Stuck between many opportunities and just as many risks, online business owners often retreat to the safest option. Experimenting seems too risky and expensive, and as a result, many sellers stick with one platform they find reliable. But this strategy can turn one unexpected incident into a business shutdown.

You can avoid this situation by multiplying your selling channels and strengthening your e-commerce network. In this article, I'll explain why expanding to multiple platforms is worth it—and how to manage them without losing time or money.

Not Only Scammers Risk Account Suspension​

Just like you shouldn’t put all of your eggs in one basket, you shouldn’t become dependent on one sales channel. Any platform can impose restrictions and change its policies.

On Amazon, sellers can sometimes face account suspensions from automated risk systems. This process can freeze both sales and funds access while appeals are processed. Similar cases are happening in the TikTok Shop. Seventy million product listings and over 200,000 products were rejected in 2025. This was a part of their anti-fraud enforcement program. ​

E-commerce is shaped by fraud and competitive pressure. During major sales seasons especially, scams are plentiful. This is why suspension programs are often automated.

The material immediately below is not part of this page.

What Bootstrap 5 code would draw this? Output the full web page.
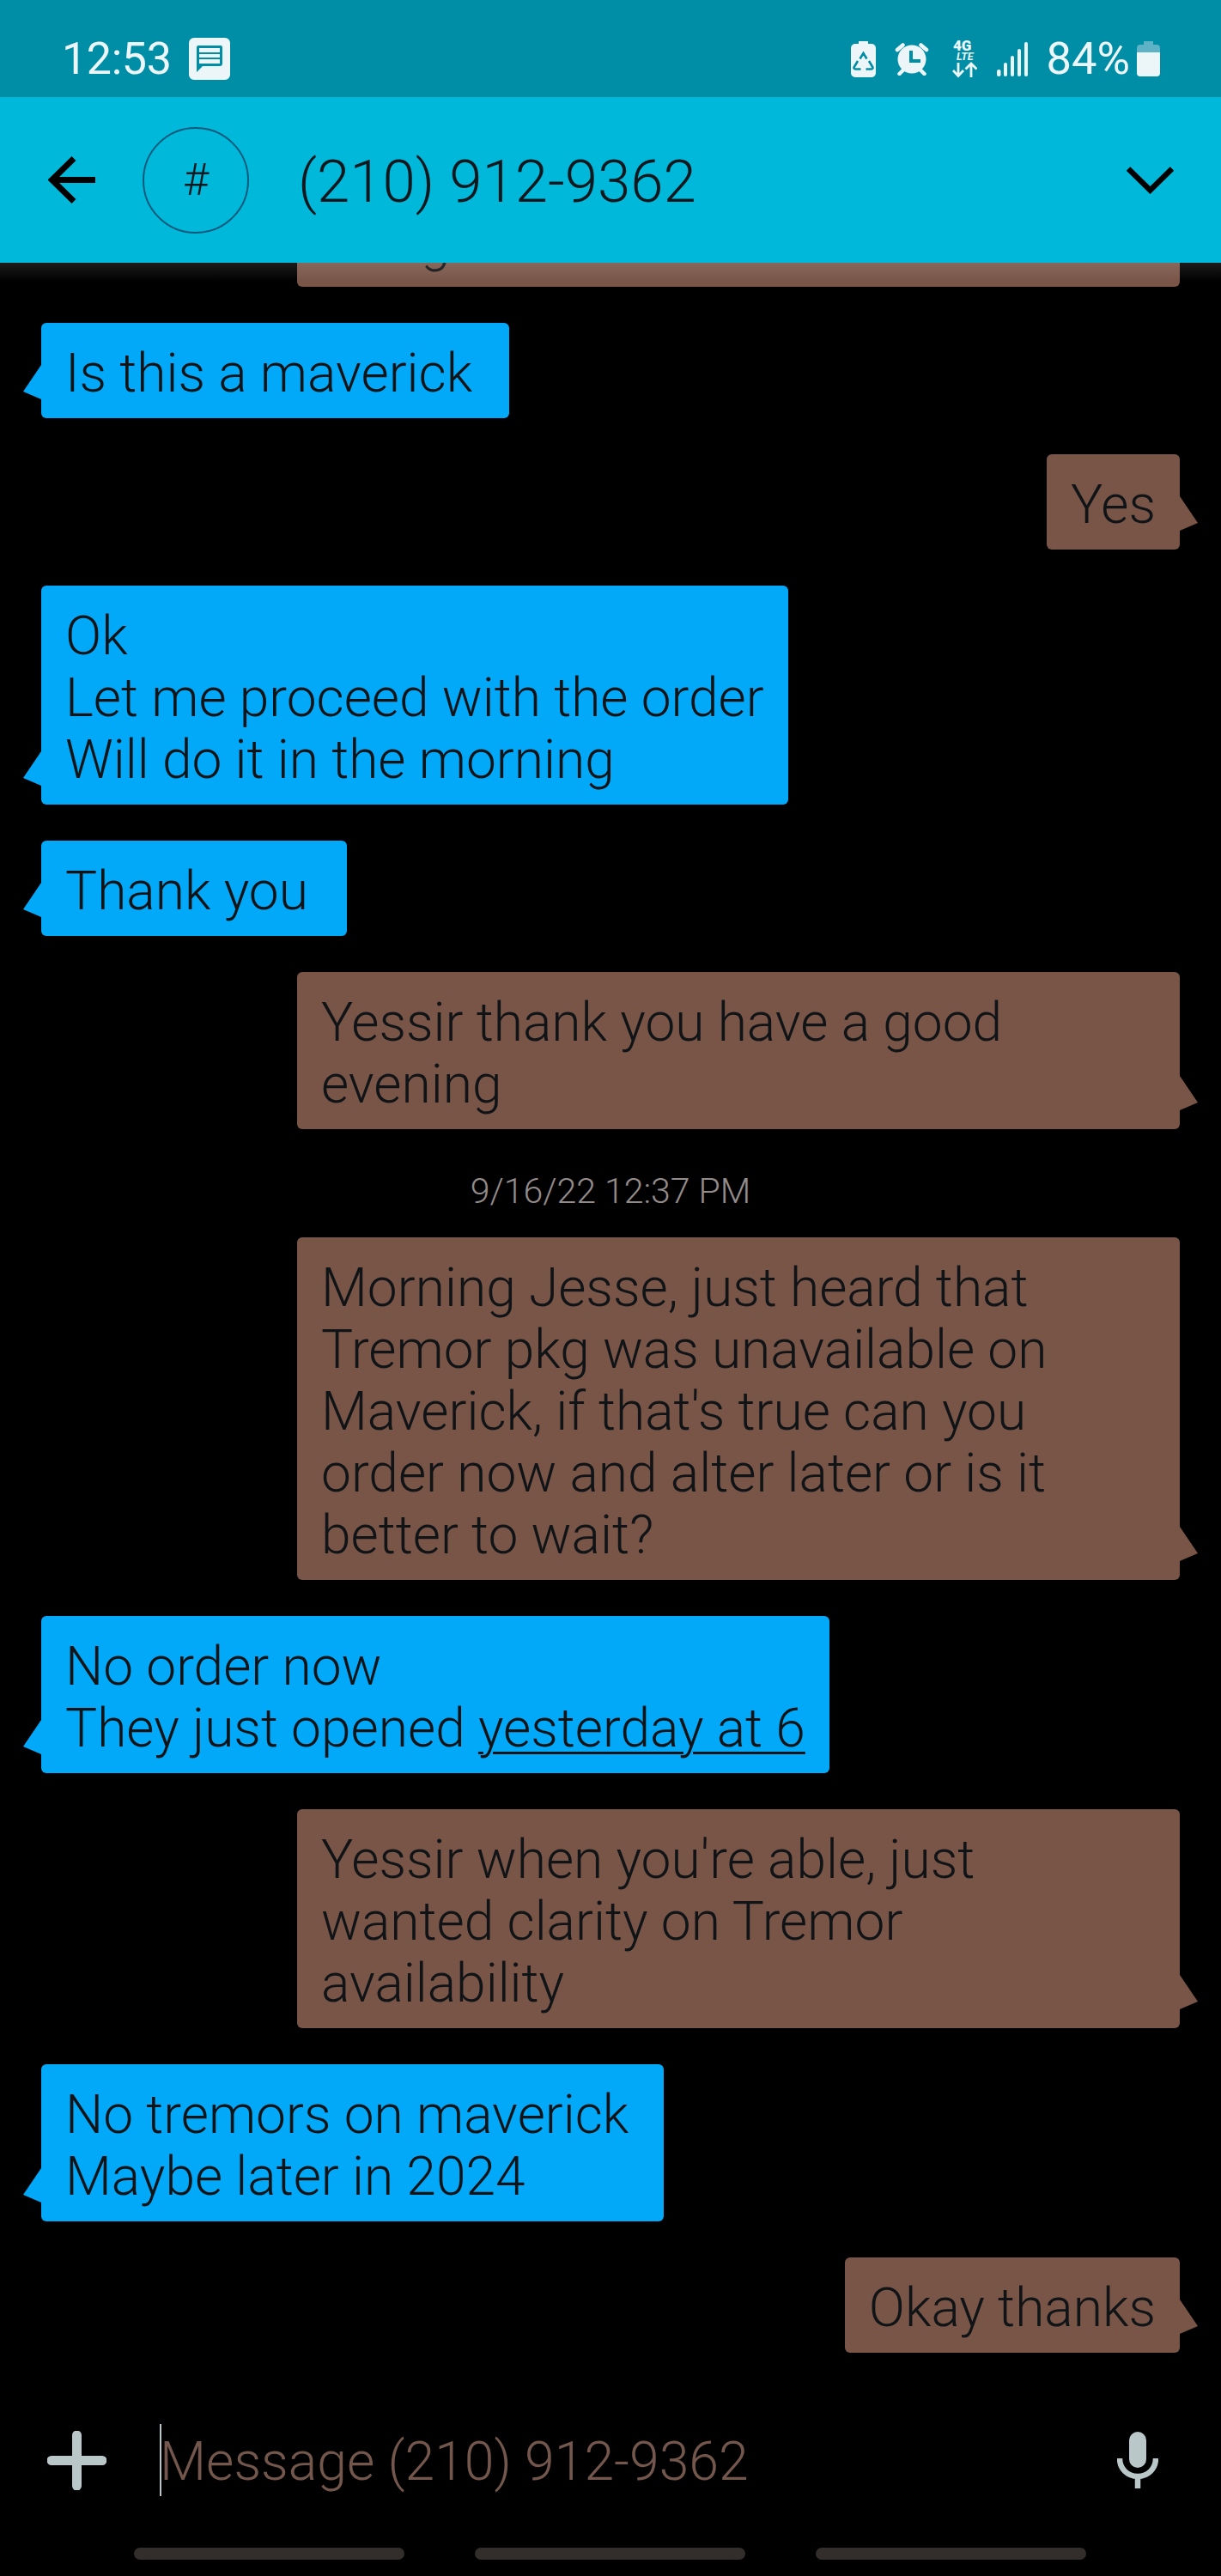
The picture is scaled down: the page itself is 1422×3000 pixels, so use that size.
<!DOCTYPE html>
<html lang="en">
<head>
<meta charset="utf-8">
<title>(210) 912-9362</title>
<link href="https://cdn.jsdelivr.net/npm/bootstrap@5.3.0/dist/css/bootstrap.min.css" rel="stylesheet">
<style>
html,body{background:#000;margin:0}
body{font-family:Roboto,"Liberation Sans",sans-serif;font-weight:300;width:1422px;height:3000px;overflow:hidden}
.sbar{height:113px;background:#008ea6;color:#ecf6f8;padding:24px 71px 0 72px;font-weight:400}
.sbar-time{font-size:52px;line-height:1;letter-spacing:-.4px;margin-right:20px}
.sbar-pct{font-size:52.5px;line-height:1;margin-left:22px;margin-right:8px}
.sbar svg{display:block;fill:#ecf6f8;flex:none}
.gap-22{margin-right:22px}
.gap-27{margin-right:27px}
.gap-23{margin-right:23px}
.apphead{height:193px;background:#00b8d9;padding:0 55px 0 56px;color:#10181e;position:relative;z-index:2}
.avatar{width:124px;height:124px;border:2px solid #085a7c;border-radius:50%;font-size:52px;margin-left:55px;margin-right:57px;flex:none}
.headname{font-size:69px;line-height:1;margin-top:3px}
.convo{height:2454px;overflow:hidden;padding:0 48px;position:relative}
.sheen{position:absolute;left:0;right:0;top:0;height:22px;background:linear-gradient(rgba(255,255,255,.11),rgba(255,255,255,0));pointer-events:none}
.bub{font-size:62.25px;line-height:72px;padding:23px 28px 16px 28px;border-radius:6px;color:#101417;position:relative;margin-bottom:42px;flex:none}
.bub-in{background:#03a9f9;align-self:flex-start}
.bub-out{background:#795548;align-self:flex-end}
.bub-wide{width:1028px}
.w-maverick{width:545px}
.w-thanks{width:356px}
.w-tremors{width:725px}
.tail{position:absolute;bottom:22px;width:21px;height:40px}
.bub-in .tail{left:-21px}
.bub-out .tail{right:-21px}
.tail-in{fill:#03a9f9}
.tail-out{fill:#795548}
.cliptop{margin-top:-155px}
.gword{padding-left:116px}
.stamp{font-size:41px;line-height:48px;color:#948c8a;text-align:center;margin:6px -48px 30px;flex:none}
.under{text-decoration:underline;text-underline-offset:6px;text-decoration-thickness:3px}
.composer{height:207px;padding:3px 73px 0 55px}
.caret{width:2px;height:84px;background:#b9c5c7;flex:none;margin-left:62px}
.ph{font-size:62.5px;color:#74574c;line-height:1;margin:5px 0 0 -2px}
.navline{gap:82px;padding-right:2px}
.navpill{width:315px;height:14px;background:#332e2c;border-radius:7px}
</style>
</head>
<body>
<div class="sbar d-flex align-items-center justify-content-between">
  <div class="d-flex align-items-center">
    <span class="sbar-time">12:53</span>
    <svg width="48" height="49" viewBox="0 0 48 49"><path fill-rule="evenodd" d="M6 0h36a6 6 0 0 1 6 6v37a6 6 0 0 1-6 6H6a6 6 0 0 1-6-6V6a6 6 0 0 1 6-6zM9 11v29l7-7h20a3 3 0 0 0 3-3V11a2 2 0 0 0-2-2H11a2 2 0 0 0-2 2zM12 12h24v5H12zM12 19h24v4H12zM12 25h24v5H12z"/></svg>
  </div>
  <div class="d-flex align-items-center">
    <svg class="gap-22" width="29" height="42" viewBox="0 0 29 42"><path d="M9 0h11v3h4a5 5 0 0 1 5 5v29a5 5 0 0 1-5 5H5a5 5 0 0 1-5-5V8a5 5 0 0 1 5-5h4z"/><path d="M10.500 20.500 14.500 14 18.500 20.500M8 23 3.800 30a1.600 1.600 0 0 0 1.400 2.500H11.500M21 23 25.200 30a1.600 1.600 0 0 1-1.400 2.500H17.500" fill="none" stroke="#008ea6" stroke-width="2.600"/></svg>
    <svg class="gap-27" width="40" height="39" viewBox="0 0 40 39"><circle cx="20" cy="20" r="16.500"/><path d="M3 9 9.500 3.500M37 9 30.500 3.500M5.500 37 9.500 33M34.500 37 30.500 33" stroke="#ecf6f8" stroke-width="4.500" stroke-linecap="round" fill="none"/><path d="M19 10V22H30" stroke="#008ea6" stroke-width="4" fill="none"/></svg>
    <svg class="gap-23" width="29" height="51" viewBox="0 -4 29 51"><text x="1" y="12" font-size="17" font-weight="900" font-family="Roboto" fill="#ecf6f8">4G</text><text x="5" y="22.500" font-size="12.500" font-style="italic" font-weight="700" font-family="Roboto" fill="#ecf6f8">LTE</text><path d="M7 26V41M1 35 7 41.500 13 35M22 43V27M15.500 33.500 22 27 28.500 33.500" stroke="#ecf6f8" stroke-width="2.800" fill="none"/></svg>
    <svg width="36" height="40" viewBox="0 0 36 40"><rect x="0" y="32" width="4.500" height="8" rx="2"/><rect x="8" y="24" width="4" height="16" rx="2"/><rect x="16" y="16" width="4" height="24" rx="2"/><rect x="24" y="8" width="4" height="32" rx="2"/><rect x="32" y="0" width="4" height="40" rx="2"/></svg>
    <span class="sbar-pct">84%</span>
    <svg width="27" height="41" viewBox="0 0 27 41"><path fill="#5db2c5" d="M8 0h11v4h4a4 4 0 0 1 4 4v5H0V8a4 4 0 0 1 4-4h4z"/><path d="M0 13h27v24a4 4 0 0 1-4 4H4a4 4 0 0 1-4-4z"/></svg>
  </div>
</div>
<div class="apphead d-flex align-items-center">
  <svg width="55" height="55" viewBox="0 0 55 55" fill="none" stroke="#000" stroke-width="7"><path d="M55 27.500H5M30 2.500 4.500 27.500 30 52.500"/></svg>
  <div class="avatar d-flex align-items-center justify-content-center">#</div>
  <div class="headname flex-grow-1">(210) 912-9362</div>
  <svg width="55" height="32" viewBox="0 0 55 32" fill="none" stroke="#000" stroke-width="6.500"><path d="M2 2.500 27.500 27.500 53 2.500"/></svg>
</div>
<div class="convo d-flex flex-column">
  <div class="bub bub-out bub-wide cliptop"><div>&nbsp;</div><div class="gword">g</div></div>
  <div class="bub bub-in w-maverick">Is this a maverick<svg class="tail tail-in" viewBox="0 0 21 40"><path d="M21 0 0 31l21 9z"/></svg></div>
  <div class="bub bub-out">Yes<svg class="tail tail-out" viewBox="0 0 21 40"><path d="M0 0l21 31-21 9z"/></svg></div>
  <div class="bub bub-in">Ok<br>Let me proceed with the order<br>Will do it in the morning<svg class="tail tail-in" viewBox="0 0 21 40"><path d="M21 0 0 31l21 9z"/></svg></div>
  <div class="bub bub-in w-thanks">Thank you<svg class="tail tail-in" viewBox="0 0 21 40"><path d="M21 0 0 31l21 9z"/></svg></div>
  <div class="bub bub-out bub-wide">Yessir thank you have a good<br>evening<svg class="tail tail-out" viewBox="0 0 21 40"><path d="M0 0l21 31-21 9z"/></svg></div>
  <div class="stamp">9/16/22 12:37 PM</div>
  <div class="bub bub-out bub-wide">Morning Jesse, just heard that<br>Tremor pkg was unavailable on<br>Maverick, if that's true can you<br>order now and alter later or is it<br>better to wait?<svg class="tail tail-out" viewBox="0 0 21 40"><path d="M0 0l21 31-21 9z"/></svg></div>
  <div class="bub bub-in">No order now<br>They just opened <span class="under">yesterday at 6</span><svg class="tail tail-in" viewBox="0 0 21 40"><path d="M21 0 0 31l21 9z"/></svg></div>
  <div class="bub bub-out bub-wide">Yessir when you're able, just<br>wanted clarity on Tremor<br>availability<svg class="tail tail-out" viewBox="0 0 21 40"><path d="M0 0l21 31-21 9z"/></svg></div>
  <div class="bub bub-in w-tremors">No tremors on maverick<br>Maybe later in 2024<svg class="tail tail-in" viewBox="0 0 21 40"><path d="M21 0 0 31l21 9z"/></svg></div>
  <div class="bub bub-out">Okay thanks<svg class="tail tail-out" viewBox="0 0 21 40"><path d="M0 0l21 31-21 9z"/></svg></div>
  <div class="sheen"></div>
</div>
<div class="composer d-flex align-items-center">
  <svg width="69" height="69" viewBox="0 0 69 69" class="flex-shrink-0"><path d="M29 5a5.500 5.500 0 0 1 11 0v24h24a5.500 5.500 0 0 1 0 11H40v24a5.500 5.500 0 0 1-11 0V40H5a5.500 5.500 0 0 1 0-11h24z" fill="#b9c7c9"/></svg>
  <div class="caret"></div>
  <div class="ph flex-grow-1">Message (210) 912-9362</div>
  <svg width="48" height="66" viewBox="0 0 48 66" class="flex-shrink-0"><rect x="14" y="0" width="20" height="42" rx="10" fill="#b9c7c9"/><path d="M3 31c0 12 9 21 21 21s21-9 21-21M24 52v14" fill="none" stroke="#b9c7c9" stroke-width="6.500"/></svg>
</div>
<div class="navline d-flex justify-content-center"><div class="navpill"></div><div class="navpill"></div><div class="navpill"></div></div>
</body>
</html>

Policies that are meant to protect sellers can sometimes turn against them. And when a business relies entirely on one platform, it becomes vulnerable to factors that it can’t control—abrupt rule changes, hacker activity and malicious user complaints. Without your account, sales stop.

Fewer Platforms Lead To Fewer Clients​

Our company has been operating in Lithuania since 2013, so I understand the reality of Lithuanian e-commerce. Many local sellers operate almost exclusively through the marketplace Pigu.lt.​ This creates a tempting sense of stability. You have fewer accounts to manage and, thus, more time for business. With only one concentrated traffic source, you have more resources for marketing​.

But the risks remain. Buyers often compare products across platforms trying to find the best deal. Almost no one exclusively uses one marketplace. By ignoring other channels, you’re losing potential customers.​

In a panel my company hosted, experts from Etsy, eBay and more recommend multichannel selling if the product allows it. A single block should never be able to break an entire business.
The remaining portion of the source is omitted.